■ Requirements: In the entries below, find the lines with the word "Tailwind" and copy them.

■ Available data:
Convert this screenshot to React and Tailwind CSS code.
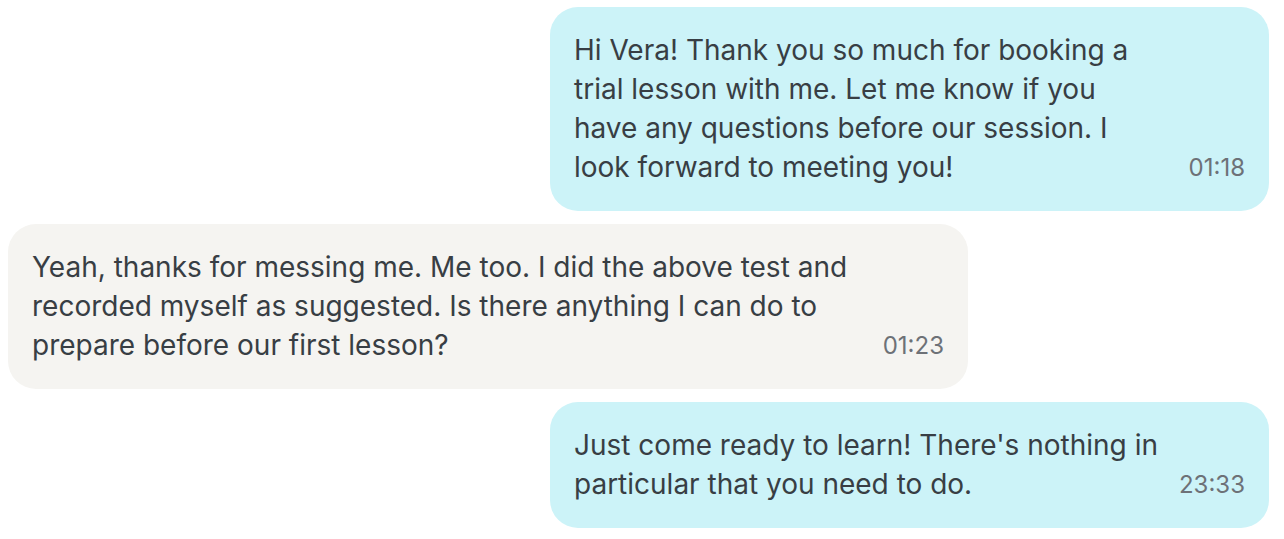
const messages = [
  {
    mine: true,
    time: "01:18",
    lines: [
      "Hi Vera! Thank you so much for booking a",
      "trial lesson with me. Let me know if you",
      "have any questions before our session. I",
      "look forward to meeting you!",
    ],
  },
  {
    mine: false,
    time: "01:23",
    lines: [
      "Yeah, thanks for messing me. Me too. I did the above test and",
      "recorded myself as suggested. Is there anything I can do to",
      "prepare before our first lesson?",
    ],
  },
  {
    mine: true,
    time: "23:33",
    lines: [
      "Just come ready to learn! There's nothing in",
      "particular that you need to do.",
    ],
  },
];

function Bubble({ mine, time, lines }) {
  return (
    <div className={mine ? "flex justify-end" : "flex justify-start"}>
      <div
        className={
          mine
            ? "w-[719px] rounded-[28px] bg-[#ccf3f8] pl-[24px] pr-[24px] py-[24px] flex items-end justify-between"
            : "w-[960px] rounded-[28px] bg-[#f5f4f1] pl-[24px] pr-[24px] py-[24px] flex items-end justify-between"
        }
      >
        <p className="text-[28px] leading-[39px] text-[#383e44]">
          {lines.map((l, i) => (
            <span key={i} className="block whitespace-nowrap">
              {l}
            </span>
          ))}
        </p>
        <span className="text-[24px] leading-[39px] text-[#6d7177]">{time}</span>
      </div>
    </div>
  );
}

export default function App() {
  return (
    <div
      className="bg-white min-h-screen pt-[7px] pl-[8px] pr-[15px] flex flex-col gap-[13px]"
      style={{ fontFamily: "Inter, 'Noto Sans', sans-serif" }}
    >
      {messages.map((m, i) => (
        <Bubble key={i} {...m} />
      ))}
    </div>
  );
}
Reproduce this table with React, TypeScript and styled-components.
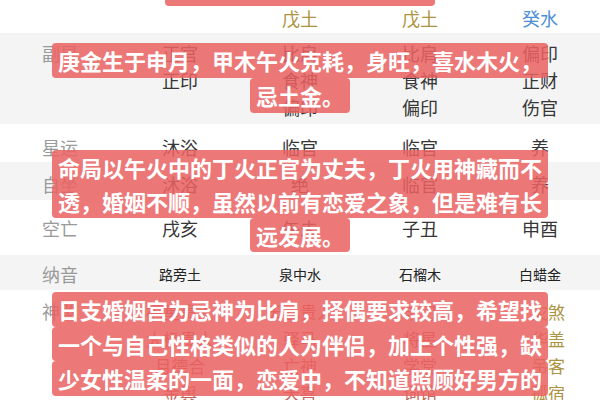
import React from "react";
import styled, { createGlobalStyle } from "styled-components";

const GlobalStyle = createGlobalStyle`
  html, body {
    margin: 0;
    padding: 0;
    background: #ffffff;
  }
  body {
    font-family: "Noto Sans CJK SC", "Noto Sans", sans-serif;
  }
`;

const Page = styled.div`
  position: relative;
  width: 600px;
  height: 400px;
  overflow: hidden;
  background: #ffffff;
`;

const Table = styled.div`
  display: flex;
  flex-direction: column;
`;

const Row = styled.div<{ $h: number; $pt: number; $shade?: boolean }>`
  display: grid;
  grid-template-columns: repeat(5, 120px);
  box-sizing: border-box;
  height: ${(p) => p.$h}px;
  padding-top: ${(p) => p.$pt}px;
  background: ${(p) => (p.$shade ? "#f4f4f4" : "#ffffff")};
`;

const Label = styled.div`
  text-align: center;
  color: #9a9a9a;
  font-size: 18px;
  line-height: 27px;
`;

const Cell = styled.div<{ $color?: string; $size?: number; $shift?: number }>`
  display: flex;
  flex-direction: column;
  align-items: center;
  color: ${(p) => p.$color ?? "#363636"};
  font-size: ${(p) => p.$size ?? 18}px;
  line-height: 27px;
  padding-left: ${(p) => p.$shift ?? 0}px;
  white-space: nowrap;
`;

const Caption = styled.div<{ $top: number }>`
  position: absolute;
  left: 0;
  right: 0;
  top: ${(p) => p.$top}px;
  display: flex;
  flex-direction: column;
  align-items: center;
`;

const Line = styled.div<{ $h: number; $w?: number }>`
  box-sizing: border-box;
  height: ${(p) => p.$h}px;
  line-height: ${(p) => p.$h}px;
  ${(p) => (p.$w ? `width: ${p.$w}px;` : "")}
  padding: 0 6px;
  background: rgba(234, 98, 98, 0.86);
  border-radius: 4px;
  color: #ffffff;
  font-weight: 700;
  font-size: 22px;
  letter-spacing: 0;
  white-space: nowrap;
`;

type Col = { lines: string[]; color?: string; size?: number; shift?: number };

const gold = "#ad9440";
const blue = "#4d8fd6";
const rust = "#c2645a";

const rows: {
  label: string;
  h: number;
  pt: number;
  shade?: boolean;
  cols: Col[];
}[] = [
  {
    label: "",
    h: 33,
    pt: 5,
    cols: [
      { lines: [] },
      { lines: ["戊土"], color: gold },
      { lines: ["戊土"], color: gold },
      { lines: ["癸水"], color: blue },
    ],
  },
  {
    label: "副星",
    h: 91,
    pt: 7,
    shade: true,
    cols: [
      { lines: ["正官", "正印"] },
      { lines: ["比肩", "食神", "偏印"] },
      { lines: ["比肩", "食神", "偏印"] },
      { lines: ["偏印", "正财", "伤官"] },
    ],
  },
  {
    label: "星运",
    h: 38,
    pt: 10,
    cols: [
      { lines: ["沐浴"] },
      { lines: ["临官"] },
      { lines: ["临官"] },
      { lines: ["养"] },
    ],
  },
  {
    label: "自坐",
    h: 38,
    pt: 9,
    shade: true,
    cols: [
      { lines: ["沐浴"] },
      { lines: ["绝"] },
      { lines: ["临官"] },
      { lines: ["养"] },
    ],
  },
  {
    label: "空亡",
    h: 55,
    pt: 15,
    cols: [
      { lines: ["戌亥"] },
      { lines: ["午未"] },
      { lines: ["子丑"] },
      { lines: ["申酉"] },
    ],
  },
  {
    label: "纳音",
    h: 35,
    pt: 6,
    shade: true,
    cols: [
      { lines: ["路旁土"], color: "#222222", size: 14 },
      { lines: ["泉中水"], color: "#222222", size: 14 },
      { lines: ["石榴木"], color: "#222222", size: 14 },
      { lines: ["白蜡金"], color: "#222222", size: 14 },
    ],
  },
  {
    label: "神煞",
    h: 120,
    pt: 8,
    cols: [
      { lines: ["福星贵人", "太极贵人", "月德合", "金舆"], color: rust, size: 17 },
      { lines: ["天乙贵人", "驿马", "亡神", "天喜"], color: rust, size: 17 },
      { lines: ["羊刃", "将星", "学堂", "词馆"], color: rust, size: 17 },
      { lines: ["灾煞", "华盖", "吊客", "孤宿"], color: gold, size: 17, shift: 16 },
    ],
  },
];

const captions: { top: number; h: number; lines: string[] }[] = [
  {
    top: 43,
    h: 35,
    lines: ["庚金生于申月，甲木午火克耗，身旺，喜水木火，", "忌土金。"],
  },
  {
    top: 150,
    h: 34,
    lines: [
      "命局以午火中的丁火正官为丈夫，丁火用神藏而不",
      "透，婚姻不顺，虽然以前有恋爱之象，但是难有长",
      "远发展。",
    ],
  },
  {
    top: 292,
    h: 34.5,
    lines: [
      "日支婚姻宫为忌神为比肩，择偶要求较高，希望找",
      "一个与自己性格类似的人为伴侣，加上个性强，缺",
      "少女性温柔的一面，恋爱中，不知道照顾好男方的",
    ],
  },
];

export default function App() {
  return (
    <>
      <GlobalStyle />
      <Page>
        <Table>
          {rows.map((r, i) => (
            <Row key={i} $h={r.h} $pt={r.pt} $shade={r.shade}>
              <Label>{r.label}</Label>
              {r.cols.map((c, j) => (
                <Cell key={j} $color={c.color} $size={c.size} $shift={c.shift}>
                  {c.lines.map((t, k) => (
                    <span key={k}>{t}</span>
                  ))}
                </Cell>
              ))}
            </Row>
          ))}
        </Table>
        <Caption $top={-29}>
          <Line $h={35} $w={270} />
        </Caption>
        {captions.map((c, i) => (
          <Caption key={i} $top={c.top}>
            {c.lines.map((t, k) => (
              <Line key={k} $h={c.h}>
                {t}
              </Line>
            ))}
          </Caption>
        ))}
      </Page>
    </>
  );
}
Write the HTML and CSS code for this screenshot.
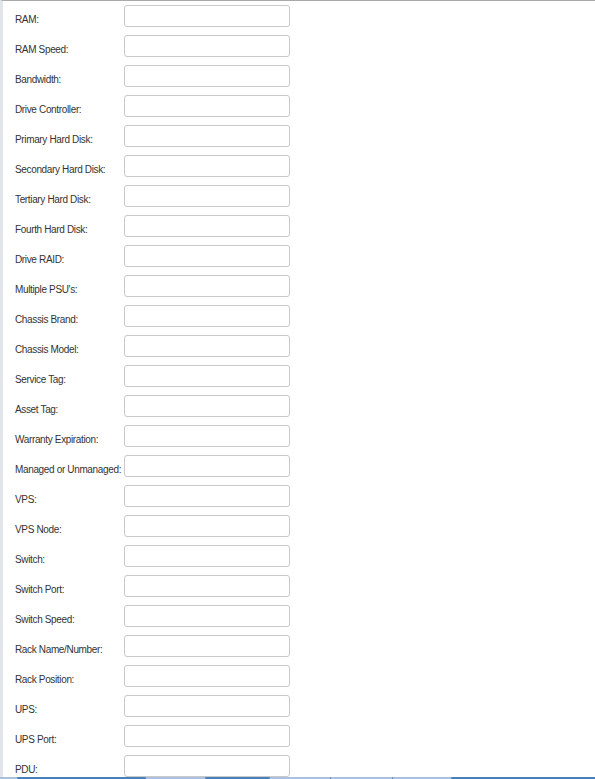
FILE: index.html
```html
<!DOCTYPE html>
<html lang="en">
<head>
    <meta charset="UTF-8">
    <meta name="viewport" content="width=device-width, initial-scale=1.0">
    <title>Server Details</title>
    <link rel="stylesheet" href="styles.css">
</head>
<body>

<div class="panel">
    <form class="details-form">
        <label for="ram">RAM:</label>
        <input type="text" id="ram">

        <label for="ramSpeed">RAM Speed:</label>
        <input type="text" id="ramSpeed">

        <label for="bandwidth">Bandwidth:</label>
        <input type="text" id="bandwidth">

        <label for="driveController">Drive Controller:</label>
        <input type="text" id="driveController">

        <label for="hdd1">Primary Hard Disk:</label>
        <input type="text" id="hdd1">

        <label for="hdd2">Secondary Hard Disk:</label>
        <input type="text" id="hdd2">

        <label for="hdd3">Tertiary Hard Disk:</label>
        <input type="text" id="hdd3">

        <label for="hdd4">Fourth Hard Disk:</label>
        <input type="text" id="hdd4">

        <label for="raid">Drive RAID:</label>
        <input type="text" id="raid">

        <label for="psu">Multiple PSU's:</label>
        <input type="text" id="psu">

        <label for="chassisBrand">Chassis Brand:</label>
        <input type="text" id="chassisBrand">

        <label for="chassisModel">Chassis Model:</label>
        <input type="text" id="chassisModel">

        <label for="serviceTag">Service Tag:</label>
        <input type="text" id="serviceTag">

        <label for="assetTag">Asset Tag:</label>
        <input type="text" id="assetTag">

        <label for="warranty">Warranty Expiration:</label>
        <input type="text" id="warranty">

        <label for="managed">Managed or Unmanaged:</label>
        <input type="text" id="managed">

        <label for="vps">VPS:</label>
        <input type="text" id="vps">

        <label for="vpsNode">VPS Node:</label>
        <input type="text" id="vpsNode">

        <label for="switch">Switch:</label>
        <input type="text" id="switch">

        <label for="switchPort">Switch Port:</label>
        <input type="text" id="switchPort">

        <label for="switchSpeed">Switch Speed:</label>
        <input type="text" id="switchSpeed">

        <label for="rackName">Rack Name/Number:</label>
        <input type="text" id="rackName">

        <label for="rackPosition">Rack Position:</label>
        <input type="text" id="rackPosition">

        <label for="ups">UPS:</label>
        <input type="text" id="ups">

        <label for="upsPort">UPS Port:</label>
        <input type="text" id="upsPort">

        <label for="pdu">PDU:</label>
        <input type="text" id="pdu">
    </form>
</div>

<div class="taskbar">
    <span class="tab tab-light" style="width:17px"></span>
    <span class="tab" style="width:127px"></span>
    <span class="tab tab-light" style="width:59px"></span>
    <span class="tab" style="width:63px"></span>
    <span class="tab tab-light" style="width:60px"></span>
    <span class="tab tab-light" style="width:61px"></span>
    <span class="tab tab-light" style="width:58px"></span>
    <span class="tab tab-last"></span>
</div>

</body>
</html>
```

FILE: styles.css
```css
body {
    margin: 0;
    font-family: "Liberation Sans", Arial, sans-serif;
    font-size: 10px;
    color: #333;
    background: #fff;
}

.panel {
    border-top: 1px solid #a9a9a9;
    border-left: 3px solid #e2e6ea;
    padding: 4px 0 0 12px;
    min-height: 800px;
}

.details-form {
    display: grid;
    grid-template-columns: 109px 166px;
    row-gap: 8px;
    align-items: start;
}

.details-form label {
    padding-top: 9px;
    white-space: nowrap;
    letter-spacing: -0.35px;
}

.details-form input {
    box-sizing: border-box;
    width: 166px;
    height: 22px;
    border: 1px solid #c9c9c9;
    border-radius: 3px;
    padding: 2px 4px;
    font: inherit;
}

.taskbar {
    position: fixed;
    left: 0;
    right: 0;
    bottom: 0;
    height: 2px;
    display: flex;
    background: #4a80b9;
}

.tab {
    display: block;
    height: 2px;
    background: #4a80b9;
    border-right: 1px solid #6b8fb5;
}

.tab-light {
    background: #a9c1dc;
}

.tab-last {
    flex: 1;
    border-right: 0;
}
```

==

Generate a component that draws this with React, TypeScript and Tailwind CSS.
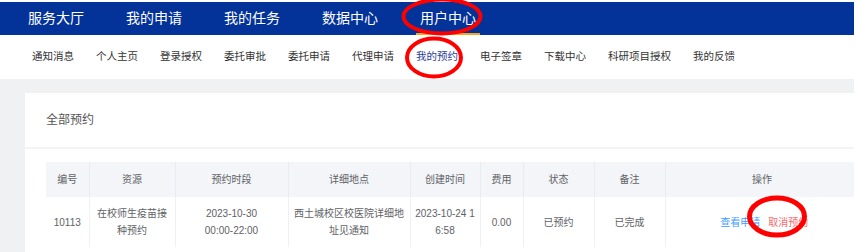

■ Finished exercise:
Convert this screenshot to React and Tailwind CSS code.
Generate a component that draws this with React, TypeScript and Tailwind CSS.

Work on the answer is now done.